Oregon’s two U.S. senators on Thursday asked the head of the National Transportation Safety Board (NTSB) why a federal investigative team was not dispatched last weekend to the scene of an oil tanker train derailment in their state near the Columbia River Gorge.

Sens. Jeff Merkley (D-OR) and Ron Wyden (D-OR) said they were troubled by the federal agency’s lack of involvement in the aftermath of 16 of 96 Union Pacific Railroad (UP) crude-hauling tank cars spilling oil and igniting in fires near Mosier, OR. No one was hurt, but the clean up continues this week.

Merkley and Wyden laid out their concerns in a four-page letter to Christopher Hart, NTSB chairman, contending that federal law requires that NTSB “investigate or have investigated” a railroad incident in which there is a death or substantial property damage. There are also a number of other criteria under which NTSB can inject itself into an investigation, according to the senators.

The accident site is being cleared of oil spillage and the tank cars, all of which are older C-1232 models, while community concerns and a wastewater treatment plant sewage pipeline damaged in the incident are both being resolved separately, a Sacramento, CA-based UP spokesperson told NGI’s Shale Daily. The incident caused a lot of local consternation, although none of the people in the town of 440 were directly impacted by the incident (see Shale Daily, June 7).

“It should go without saying that crude-by-rail accidents, and others involving unit trains transporting Class 3 flammable liquids, are ‘problems of a recurring character,'” Merkley and Wyden told Hart. “In response to a letter we sent on [two years ago], you provided information showing there had been 16 ‘significant crude oil and ethanol accidents’ between October 2006 and February 2014.”

The senators pointed out that the oil train derailment on June 3 caused closure for a time of the Interstate 84 highway, a major transportation corridor running parallel to the railroad tracks south of the Columbia River. This was all within a one-mile evacuation zone, which also included a school with 200 children. “Oil from the wreck leaked into a sewer treatment plant, forcing its closure,” the senators said.

Their letter to Hart ended with a long list of questions seeking more specifics from the ongoing investigation. They asked for a response from the NTSB by July 5. In the meantime, UP plans to finish its preliminary investigation this week and submit a report to the Federal Railroad Administration; it had no comments about the NTSB’s role or lack of a role in the incident.

A UP spokesperson at the scene Friday said the company was preparing for a community update meeting later that night and planned to wrap up remediation work this week. “All the oil has been removed or collected, and soil remediation is still ongoing,” he said.
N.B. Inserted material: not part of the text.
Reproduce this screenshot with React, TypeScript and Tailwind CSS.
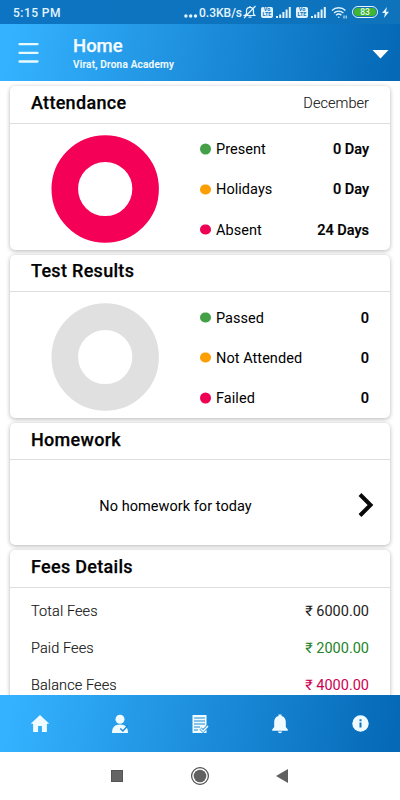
import React from "react";

function Donut({ color }: { color: string }) {
  return (
    <svg width="108" height="108" viewBox="0 0 108 108" className="ml-[41px] mt-[11.3px] shrink-0">
      <circle cx="54.2" cy="54" r="40.4" fill="none" stroke={color} strokeWidth="26.6" />
    </svg>
  );
}

function Card({ title, aside, height, children }: { title: string; aside?: string; height: string; children: React.ReactNode }) {
  return (
    <section className={`${height} w-full shrink-0 rounded-[5px] bg-white shadow-[0_1px_4px_rgba(0,0,0,0.3)]`}>
      <div className="flex h-[37.5px] items-center justify-between border-b border-[#dedede] pr-[21px] pb-[3px] pl-[21px]">
        <h2 className="text-[18px] font-medium leading-6 tracking-[0.3px] text-black [-webkit-text-stroke:0.25px_#111]">{title}</h2>
        {aside && <span className="pt-px text-[14.5px] font-light tracking-[0.05px] [-webkit-text-stroke:0.1px_#222]">{aside}</span>}
      </div>
      {children}
    </section>
  );
}

type Stat = { dot: string; label: string; value: string };

function Stats({ color, rows }: { color: string; rows: Stat[] }) {
  return (
    <div className="flex">
      <Donut color={color} />
      <div className="ml-[41px] mr-[21px] flex-1 pt-[5.7px]">
        {rows.map((r) => (
          <div key={r.label} className="flex h-[40.2px] items-center text-[14.5px] text-black">
            <i className={`mr-[5.5px] size-[10.5px] -translate-y-[0.5px] rounded-full ${r.dot}`} />
            <span className="flex-1 pt-px tracking-[0.05px]">{r.label}</span>
            <span className="pt-px font-medium [-webkit-text-stroke:0.2px_#000]">{r.value}</span>
          </div>
        ))}
      </div>
    </div>
  );
}

function Volte() {
  return (
    <span className="flex h-[11px] w-3 flex-col items-center justify-center rounded-[2px] bg-[#e0f4ff] text-[5.5px] font-bold leading-[5px] text-[#0d73bd]">
      <span>Vo</span>
      <span>LTE</span>
    </span>
  );
}

function Signal() {
  return (
    <svg width="15" height="11" viewBox="0 0 15 11" fill="#e0f4ff">
      <rect x="0" y="9" width="2" height="2" />
      <rect x="3.2" y="7.5" width="2" height="3.5" />
      <rect x="6.4" y="5" width="2" height="6" />
      <rect x="9.6" y="2.5" width="2" height="8.5" />
      <rect x="12.8" y="0" width="2" height="11" />
    </svg>
  );
}

function StatusBar() {
  return (
    <div className="flex h-6 shrink-0 items-center bg-gradient-to-r from-[#0c74c2] to-[#0e73bb] pr-[11px] pl-[13px] text-[12px] font-medium text-[#e4f5ff]">
      <span className="flex-1 pt-px tracking-[0.45px]">5:15 PM</span>
      <svg width="15" height="4" viewBox="0 0 15 4" fill="#e4f5ff" className="mt-[7px]">
        <circle cx="1.9" cy="2" r="1.7" /><circle cx="6.7" cy="2" r="1.7" /><circle cx="11.5" cy="2" r="1.7" />
      </svg>
      <span className="w-[44px] whitespace-nowrap pt-px text-[12px]">0.3KB/s</span>
      <svg width="14" height="14" viewBox="0 0 14 14" fill="none" stroke="#e4f5ff" strokeWidth="1.2" className="mr-[4px]">
        <path d="M1.500 10.500h10.300L10.500 9V5.500C10.400 3.500 9 2.400 7 2.400S3.600 3.500 3.500 5.500V9zM5.500 12.200h3M7 2.400V1M1 13 12.500 1" />
      </svg>
      <Volte />
      <span className="mr-[5px] ml-[3px]"><Signal /></span>
      <Volte />
      <span className="ml-[3px]"><Signal /></span>
      <svg width="17" height="13" viewBox="0 0 17 13" fill="none" stroke="#e4f5ff" strokeWidth="1.4" className="ml-[5px]">
        <path d="M1 4.400a10 10 0 0 1 13.400 0M3 6.900a7 7 0 0 1 9.400 0M5 9.200a4 4 0 0 1 5.400 0" />
        <circle cx="7.700" cy="11.200" r=".8" fill="#e4f5ff" stroke="none" />
        <path d="M13 9.500v3M15.200 9.500v3" strokeWidth="1" />
      </svg>
      <span className="ml-[4px] flex h-[12px] w-[26px] items-center justify-center rounded-full border border-[#e4f5ff] p-px">
        <span className="flex h-full w-full items-center justify-center rounded-full bg-[#41b52f] text-[8.5px] leading-none">83</span>
      </span>
      <svg width="7" height="11" viewBox="0 0 7 11" fill="#e4f5ff" className="ml-[4px]"><path d="M5 0 0 6h3L2 11l5-6.300H4z" /></svg>
    </div>
  );
}

function Header() {
  return (
    <header className="flex h-[57px] shrink-0 items-center bg-[linear-gradient(100deg,#34b2ff_3%,#0569b7_98%)] text-[#f4fcff]">
      <svg width="21" height="21" viewBox="0 0 21 21" stroke="#e6faff" strokeWidth="2.3" strokeLinecap="round" className="ml-[18px]">
        <path d="M1.500 2.200h18M1.500 10.900h18M1.500 19.500h18" />
      </svg>
      <div className="ml-[34px] flex-1 pt-[2px]">
        <h1 className="text-[18.5px] font-medium leading-[22px] [-webkit-text-stroke:0.25px_#f4fcff]">Home</h1>
        <p className="text-[10px] font-medium leading-[16px] tracking-[0.22px] [-webkit-text-stroke:0.15px_#f4fcff]">Virat, Drona Academy</p>
      </div>
      <svg width="17" height="9" viewBox="0 0 17 9" fill="#fff" className="mt-[3px] mr-[11px]"><path d="M.5 0h16l-8 8.500z" /></svg>
    </header>
  );
}

function TabBar() {
  return (
    <nav className="grid h-[57px] shrink-0 grid-cols-5 items-center justify-items-center bg-[linear-gradient(100deg,#34b2ff_3%,#0569b7_98%)]">
      <svg width="20" height="18" viewBox="0 0 20 18" fill="#f0fbff"><path d="M10 0 .7 8.800h2.400V17h5v-6h3.800v6h5V8.800h2.400z" /></svg>
      <svg width="18" height="20" viewBox="0 0 18 20" fill="#f0fbff">
        <circle cx="9" cy="5.200" r="4.500" />
        <path d="M1 19c0-5.500 2.500-8.500 8-8.500s8 3 8 8.500z" />
        <path d="m9.300 14.500 2.600 2.500 5-5.500" fill="none" stroke="#1b8bdc" strokeWidth="1.5" />
      </svg>
      <svg width="18" height="20" viewBox="0 0 18 20">
        <path d="M1.500 1h14v18h-14z" fill="#f0fbff" />
        <path d="M3 4h11M3 7h11M3 10h11M3 13h6M3 16h4" stroke="#1b8bd8" strokeWidth="1.1" />
        <path d="m9.500 14.500 2.600 2.500 4.900-5" fill="none" stroke="#1887d5" strokeWidth="3" />
        <path d="m9.500 14.500 2.600 2.700 4.900-5.200" fill="none" stroke="#f0fbff" strokeWidth="1.5" />
      </svg>
      <svg width="18" height="20" viewBox="0 0 18 20" fill="#f0fbff">
        <path d="M7.500 2V.5h3V2c3 .8 4.300 3 4.300 6v5l2 2.500v1.200H1.200v-1.200l2-2.500V8c0-3 1.300-5.200 4.300-6M7 17.600h4c0 2.200-4 2.200-4 0" />
      </svg>
      <svg width="17" height="17" viewBox="0 0 17 17"><circle cx="8.500" cy="8.500" r="8.200" fill="#f0fbff" /><path d="M7.500 4.200h2v2h-2zM7.500 7.500h2v5h-2z" fill="#0875c4" /></svg>
    </nav>
  );
}

function SystemNav() {
  return (
    <div className="flex h-12 shrink-0 items-center bg-white px-[111px]">
      <span className="size-3 bg-[#656565] outline outline-1 -outline-offset-1 outline-[#555]" />
      <svg width="20" height="20" viewBox="0 0 20 20" className="ml-[67px]"><circle cx="10" cy="10" r="8.400" fill="none" stroke="#4d4d4d" strokeWidth="1.2" /><circle cx="10" cy="10" r="6.300" fill="#616161" /></svg>
      <svg width="12" height="14" viewBox="0 0 12 14" className="ml-[65.5px]" fill="#606060"><path d="M12 0v14L0 7z" /></svg>
    </div>
  );
}

const fees = [
  { label: "Total Fees", value: "6000.00", tone: "text-[#222]" },
  { label: "Paid Fees", value: "2000.00", tone: "text-[#238429]" },
  { label: "Balance Fees", value: "4000.00", tone: "text-[#cf0050]" },
];

export default function App() {
  return (
    <div className="flex h-[800px] w-[400px] flex-col overflow-hidden bg-white font-['Roboto',sans-serif] text-[#111]">
      <StatusBar />
      <Header />
      <main className="flex min-h-0 flex-1 flex-col gap-[5px] overflow-hidden px-[10px] pt-[5.3px]">
        <Card title="Attendance" aside="December" height="h-[163.3px]">
          <Stats color="#f50057" rows={[
            { dot: "bg-[#43a047]", label: "Present", value: "0 Day" },
            { dot: "bg-[#fb9f05]", label: "Holidays", value: "0 Day" },
            { dot: "bg-[#ee0055]", label: "Absent", value: "24 Days" },
          ]} />
        </Card>
        <Card title="Test Results" height="h-[163.3px]">
          <Stats color="#e0e0e0" rows={[
            { dot: "bg-[#43a047]", label: "Passed", value: "0" },
            { dot: "bg-[#fb9f05]", label: "Not Attended", value: "0" },
            { dot: "bg-[#ee0055]", label: "Failed", value: "0" },
          ]} />
        </Card>
        <Card title="Homework" height="h-[122.3px]">
          <div className="flex h-[84px] items-center pt-[6px] pr-[16px] pl-[21px] text-[14.5px] text-black">
            <span className="flex-1 pt-[2px] pr-[38px] text-center tracking-[0.05px]">No homework for today</span>
            <svg width="16" height="24" viewBox="0 0 16 24" fill="none" stroke="#080808" strokeWidth="4"><path d="m2 1.500 10.500 10.500L2 22.500" /></svg>
          </div>
        </Card>
        <Card title="Fees Details" height="h-[180px]">
          <div className="px-[21px] pt-[6px] text-[14.5px]">
            {fees.map((f) => (
              <div key={f.label} className="flex h-[37px] items-center justify-between">
                <span className="font-light tracking-[0.1px] [-webkit-text-stroke:0.15px_#222]">{f.label}</span>
                <span className={f.tone}>₹ {f.value}</span>
              </div>
            ))}
          </div>
        </Card>
      </main>
      <TabBar />
      <SystemNav />
    </div>
  );
}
Train traffic that resumed on the June 5 continues to be limited to 10 mph in the area.

The local wastewater treatment plant that was shut because of oil spill should be back online by the end of this week, the spokesperson said. Future oil train shipments will be reconsidered following Friday’s community meeting, the spokesperson said.

Incidents like the Oregon oil tanker train derailment are more common than they once were, likely due to the overall rise of crude-by-rail shipments in recent years. Shipments of crude oil by rail have grown exponentially, mostly due to the fact that more U.S. crude is being produced in places like the Bakken Shale in North Dakota, where it must travel long distances to reach major market centers. Despite the recent decline in prices, shipments of crude oil in the first three months of 2016 were still almost eight times what they averaged in 2010.